JOSEP LLUÍS BURGUERA
Nunca como en estos tiempos de agresividad verbal e ideológica se había atacado con tanta dureza y a cara descubierta al papa de Roma. Me refiero a los últimos cincuenta años, desde Juan XXIII hasta el papa actual, porque en épocas anteriores, algunos papas sin duda habrán sufrido críticas acerbas y hasta persecuciones, destierros y martirios, pero eran otros siglos.
El papa Francisco, ese porteño llegado a la cátedra de san Pedro a través de un largo camino de maduración, tras la histórica renuncia de Benedicto XVI, empezó su pontificado pidiendo a la muchedumbre de plaza san Pedro que rezaran por él porque era consciente de su debilidad y su pecado. Y algunos tomaron buena nota solo de la segunda parte.
Han pasado 9 años desde la elección del papa argentino y las críticas a no pocos aspectos de su pontificado se han multiplicado y divulgado a los cuatro vientos: que si Francisco ha convertido la Iglesia en una especie de ONG que no predica a Jesucristo, que si ha apostado por una especie de ecologismo cristiano teñido de un inconfesable panteísmo, que si está socavando los fundamentos del matrimonio cristiano o de la sociedad de mercado, acercándose peligrosamente a posiciones sociales colectivistas, populistas o incluso filocomunistas, que sí…
Se ha hecho habitual en ciertos foros, tertulias televisivas y declaraciones públicas referirse al papa Francisco como “Ciudadano Bergoglio”, como si estuvieran aún vigentes las fórmulas de tratamiento “Camarada Gorbachov” o “Compañero Felipe”. Pero lo más curioso del caso es que este tipo de apelativo aplicado al papa actual suele ser empleado desde sectores intraeclesiales “ultracatólicos”, utilizando la terminología vigente en los medios.
Unas búsquedas en YouTube o Twitter nos mostrarían con facilidad a tertulianos sabelotodo vociferando contra el papa argentino en especial por sus posiciones sociales con sus críticas a la injusta sociedad neoliberal y su defensa acérrima de los descartados por el sistema. No pocos de ellos gustan de utilizar el dichoso apelativo: “Ciudadano Bergoglio”, también entre ciertos políticos reclamadores de las esencias patrias y del legado católico de nuestra historia.

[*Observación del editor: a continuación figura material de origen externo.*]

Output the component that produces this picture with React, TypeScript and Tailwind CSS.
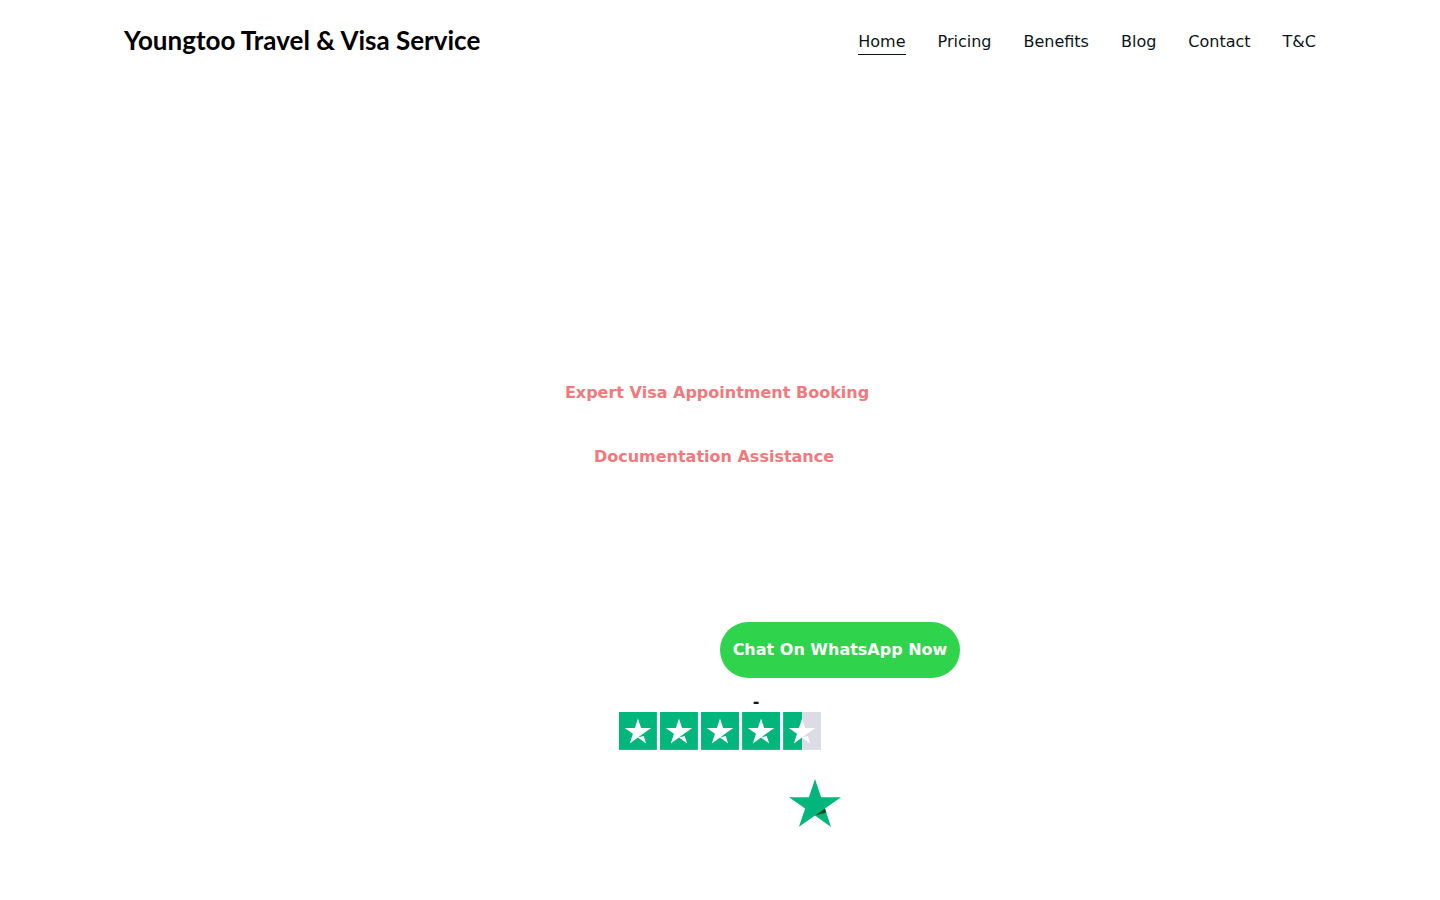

Y tampoco faltan los católicos a machamartillo que en nombre de no se sabe qué integridad de la fe y costumbres descalifican a Francisco con una crítica feroz en la que nunca se argumenta desde el Evangelio y la persona de Jesús, sino desde la doctrina y desde diversas citas del magisterio papal anterior, en muchas ocasiones sacadas de contexto y sin tener en cuenta la lógica evolución de los tiempos, la Iglesia misma y la sociedad en general.
Jesús fue atacado durante su vida pública porque mostró una verdad creíble y deseable, fue coherente con ella y la anunció a todos, en especial a los pobres y marginados. Algo así podemos ver que se cumple hoy en Francisco: un papa al que se le entiende -en ocasiones demasiado bien- y que resulta incómodo porque viaja a visitar pastoralmente periferias y minorías, dialoga con tirios y troyanos, tiende puentes y anuncia al Dios de Jesús que es ante todo misericordia y perdón y no tanto rey de reyes.
Demasiado para el cuerpo de algunos que desearían un jefe que diera seguridades de puertas adentro y que supiera ir al choque contra una sociedad que ha perdido el norte en valores y tradiciones, renegando -injustamente, la verdad- de sus raíces cristianas. Un papa para el rearme, no para ensanchar los bordes del manto de la Iglesia, concebida como hospital de campaña. “Las guerras se ganan, a las guerras no se va a montar hospitales”, pensarán algunos católicos de pura cepa.
No debe pasar desapercibida otra muestra de desdén: el silencio en determinadas redes sociales muy católicas respecto a citas o intervenciones del papa actual, mientras se citan una y otra vez, como mantras, a dos de los tres papas anteriores. “Espiral de silencio”, se llama esta figura y es igualmente dañina.
Pero el “Ciudadano Bergoglio” sabe que su pontificado es de “luces largas”, que su reloj vital avanza y hay que darse prisa, -“apurarse”, como diría él- en fundamentar las bases de una Iglesia del siglo XXI que comunique de manera nueva la universalidad del Evangelio de Jesucristo, con un mensaje de misericordia y esperanza, en especial para los empobrecidos y para los alejados.